<<<<

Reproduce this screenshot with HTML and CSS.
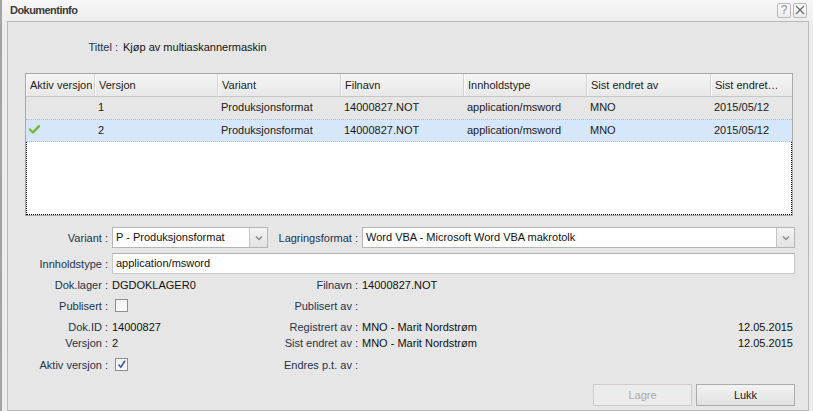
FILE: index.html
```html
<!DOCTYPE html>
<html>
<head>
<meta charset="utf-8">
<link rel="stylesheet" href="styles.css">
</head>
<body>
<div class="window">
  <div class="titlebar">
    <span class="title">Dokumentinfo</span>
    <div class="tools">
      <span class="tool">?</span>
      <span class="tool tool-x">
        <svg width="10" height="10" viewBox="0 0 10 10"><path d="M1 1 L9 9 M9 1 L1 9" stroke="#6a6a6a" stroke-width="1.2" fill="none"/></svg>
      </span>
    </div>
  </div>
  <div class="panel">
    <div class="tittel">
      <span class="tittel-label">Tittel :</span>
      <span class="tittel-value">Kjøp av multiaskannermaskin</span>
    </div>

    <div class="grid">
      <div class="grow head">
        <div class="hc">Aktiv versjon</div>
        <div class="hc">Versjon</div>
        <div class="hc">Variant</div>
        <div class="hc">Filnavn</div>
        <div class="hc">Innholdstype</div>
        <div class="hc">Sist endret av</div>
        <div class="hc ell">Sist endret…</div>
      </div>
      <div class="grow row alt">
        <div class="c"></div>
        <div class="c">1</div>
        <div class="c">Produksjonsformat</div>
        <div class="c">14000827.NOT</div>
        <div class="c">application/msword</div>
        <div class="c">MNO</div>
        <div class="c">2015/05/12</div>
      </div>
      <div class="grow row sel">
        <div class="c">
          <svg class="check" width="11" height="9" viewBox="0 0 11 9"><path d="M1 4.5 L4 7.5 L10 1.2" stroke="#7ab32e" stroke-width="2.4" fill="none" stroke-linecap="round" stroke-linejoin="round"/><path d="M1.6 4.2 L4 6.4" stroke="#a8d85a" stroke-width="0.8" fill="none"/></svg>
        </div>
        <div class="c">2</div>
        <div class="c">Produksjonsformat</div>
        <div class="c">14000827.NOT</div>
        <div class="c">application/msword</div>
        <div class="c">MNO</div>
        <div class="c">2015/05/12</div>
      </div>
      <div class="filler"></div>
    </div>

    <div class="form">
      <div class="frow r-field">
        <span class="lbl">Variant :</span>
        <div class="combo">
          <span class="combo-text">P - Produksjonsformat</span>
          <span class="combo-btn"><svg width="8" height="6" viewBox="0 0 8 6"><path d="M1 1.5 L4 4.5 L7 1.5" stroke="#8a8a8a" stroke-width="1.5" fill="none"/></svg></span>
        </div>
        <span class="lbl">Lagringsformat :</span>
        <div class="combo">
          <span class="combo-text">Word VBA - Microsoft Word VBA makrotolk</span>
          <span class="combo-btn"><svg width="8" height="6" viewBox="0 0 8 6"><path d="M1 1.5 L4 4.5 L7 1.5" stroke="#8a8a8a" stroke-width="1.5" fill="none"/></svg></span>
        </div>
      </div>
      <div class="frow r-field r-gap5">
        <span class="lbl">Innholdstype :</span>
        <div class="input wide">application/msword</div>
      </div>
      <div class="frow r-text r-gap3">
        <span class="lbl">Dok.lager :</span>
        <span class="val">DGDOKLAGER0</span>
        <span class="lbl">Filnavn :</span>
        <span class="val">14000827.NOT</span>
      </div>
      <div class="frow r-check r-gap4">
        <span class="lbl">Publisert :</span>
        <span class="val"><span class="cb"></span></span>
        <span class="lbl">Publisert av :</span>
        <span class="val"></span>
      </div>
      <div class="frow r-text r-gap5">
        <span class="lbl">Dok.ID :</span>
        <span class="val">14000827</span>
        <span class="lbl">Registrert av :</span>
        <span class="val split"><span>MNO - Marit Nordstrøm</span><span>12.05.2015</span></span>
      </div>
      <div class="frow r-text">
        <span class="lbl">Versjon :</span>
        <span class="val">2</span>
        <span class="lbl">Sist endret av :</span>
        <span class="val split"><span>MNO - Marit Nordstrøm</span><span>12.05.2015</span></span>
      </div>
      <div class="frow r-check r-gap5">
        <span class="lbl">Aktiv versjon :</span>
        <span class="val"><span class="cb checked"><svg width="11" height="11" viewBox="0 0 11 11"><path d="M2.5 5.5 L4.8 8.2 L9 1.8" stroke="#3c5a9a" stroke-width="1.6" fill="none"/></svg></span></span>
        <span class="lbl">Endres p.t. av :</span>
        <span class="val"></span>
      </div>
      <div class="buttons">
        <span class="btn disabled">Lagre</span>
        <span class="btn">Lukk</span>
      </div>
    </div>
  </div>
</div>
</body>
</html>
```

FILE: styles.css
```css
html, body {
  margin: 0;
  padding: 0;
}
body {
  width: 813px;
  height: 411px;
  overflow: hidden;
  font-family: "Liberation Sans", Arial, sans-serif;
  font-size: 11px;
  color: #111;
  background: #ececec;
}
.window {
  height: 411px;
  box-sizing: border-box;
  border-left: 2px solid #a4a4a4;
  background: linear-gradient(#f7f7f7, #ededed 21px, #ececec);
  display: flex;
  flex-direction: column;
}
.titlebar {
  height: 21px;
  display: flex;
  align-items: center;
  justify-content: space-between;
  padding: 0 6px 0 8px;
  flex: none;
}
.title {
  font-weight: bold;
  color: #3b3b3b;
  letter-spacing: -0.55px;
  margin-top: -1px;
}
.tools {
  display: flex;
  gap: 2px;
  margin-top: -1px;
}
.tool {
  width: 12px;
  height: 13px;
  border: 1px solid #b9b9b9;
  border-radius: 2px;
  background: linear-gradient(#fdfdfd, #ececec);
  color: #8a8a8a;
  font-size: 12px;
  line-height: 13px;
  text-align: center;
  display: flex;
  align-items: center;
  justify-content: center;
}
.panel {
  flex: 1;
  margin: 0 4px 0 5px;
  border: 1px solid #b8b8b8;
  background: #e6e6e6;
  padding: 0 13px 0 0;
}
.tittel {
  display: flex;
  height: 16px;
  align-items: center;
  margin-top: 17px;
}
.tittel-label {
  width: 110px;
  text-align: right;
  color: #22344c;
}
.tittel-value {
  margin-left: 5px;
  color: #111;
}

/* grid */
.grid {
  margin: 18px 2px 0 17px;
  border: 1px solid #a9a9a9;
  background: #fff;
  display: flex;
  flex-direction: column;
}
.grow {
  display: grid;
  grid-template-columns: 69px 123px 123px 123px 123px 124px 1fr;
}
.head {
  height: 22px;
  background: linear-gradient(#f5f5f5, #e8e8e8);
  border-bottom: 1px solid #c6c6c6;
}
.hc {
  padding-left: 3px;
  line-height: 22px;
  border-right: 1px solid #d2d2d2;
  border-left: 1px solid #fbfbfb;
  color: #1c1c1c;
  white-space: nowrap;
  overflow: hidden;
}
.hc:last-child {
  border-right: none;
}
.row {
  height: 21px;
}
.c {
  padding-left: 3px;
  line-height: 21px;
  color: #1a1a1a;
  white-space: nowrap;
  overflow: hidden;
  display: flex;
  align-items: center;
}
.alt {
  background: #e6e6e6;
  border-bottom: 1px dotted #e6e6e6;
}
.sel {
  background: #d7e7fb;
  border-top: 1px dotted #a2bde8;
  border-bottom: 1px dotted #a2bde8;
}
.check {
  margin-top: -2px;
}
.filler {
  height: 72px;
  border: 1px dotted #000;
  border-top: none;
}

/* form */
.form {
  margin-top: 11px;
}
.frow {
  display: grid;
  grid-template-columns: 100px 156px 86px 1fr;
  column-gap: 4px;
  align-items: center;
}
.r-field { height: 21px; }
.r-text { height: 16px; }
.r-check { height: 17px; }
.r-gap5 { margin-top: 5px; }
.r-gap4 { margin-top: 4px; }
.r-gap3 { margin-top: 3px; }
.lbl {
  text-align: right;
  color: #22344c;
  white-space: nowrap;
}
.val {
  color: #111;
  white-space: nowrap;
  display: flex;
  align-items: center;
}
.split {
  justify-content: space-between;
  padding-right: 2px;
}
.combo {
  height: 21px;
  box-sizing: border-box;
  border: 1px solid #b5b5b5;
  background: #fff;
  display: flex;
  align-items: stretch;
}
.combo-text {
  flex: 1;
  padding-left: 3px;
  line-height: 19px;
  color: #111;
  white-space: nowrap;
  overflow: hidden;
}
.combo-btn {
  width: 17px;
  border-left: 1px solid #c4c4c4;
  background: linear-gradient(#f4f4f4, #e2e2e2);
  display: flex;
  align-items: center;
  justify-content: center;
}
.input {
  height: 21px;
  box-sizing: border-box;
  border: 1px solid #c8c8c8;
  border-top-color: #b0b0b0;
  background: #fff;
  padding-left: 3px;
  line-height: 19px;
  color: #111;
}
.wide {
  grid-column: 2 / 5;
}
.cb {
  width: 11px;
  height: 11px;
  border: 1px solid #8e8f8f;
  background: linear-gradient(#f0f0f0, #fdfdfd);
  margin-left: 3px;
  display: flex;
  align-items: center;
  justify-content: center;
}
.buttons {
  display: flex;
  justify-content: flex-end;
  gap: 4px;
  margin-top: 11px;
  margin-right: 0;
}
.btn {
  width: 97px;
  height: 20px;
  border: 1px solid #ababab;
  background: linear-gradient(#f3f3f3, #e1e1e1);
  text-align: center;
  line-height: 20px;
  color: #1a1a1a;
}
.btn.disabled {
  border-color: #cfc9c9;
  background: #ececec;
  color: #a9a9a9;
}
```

>>>>
<<<<

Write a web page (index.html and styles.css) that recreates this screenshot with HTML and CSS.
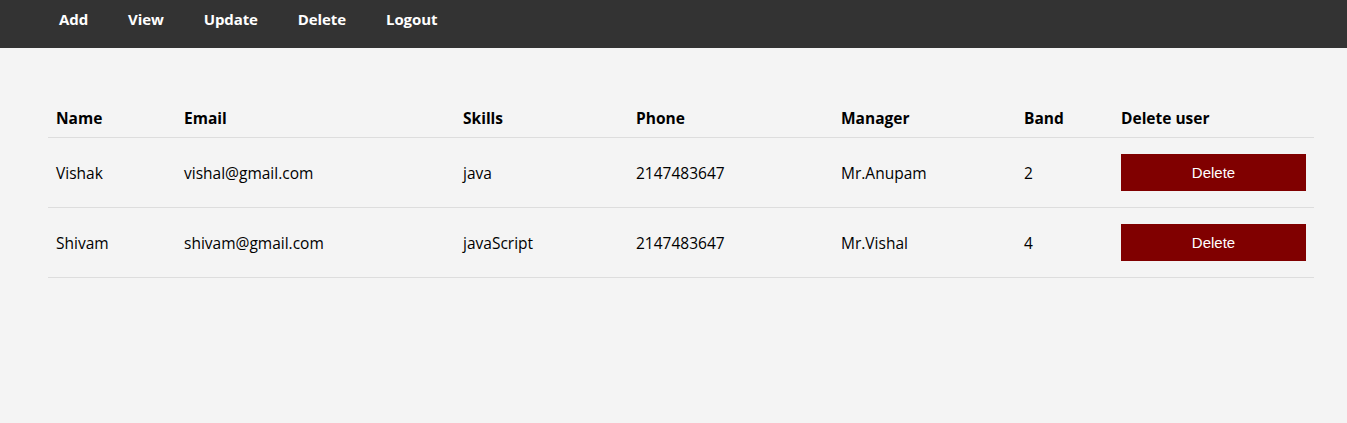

>>>>

• **Given exercise**
Read through the data and copy every line where "styles" shows up.

• **The completed task**
<link rel="stylesheet" href="styles.css">
FILE: styles.css
Write a web page (index.html and styles.css) that recreates this screenshot with HTML and CSS.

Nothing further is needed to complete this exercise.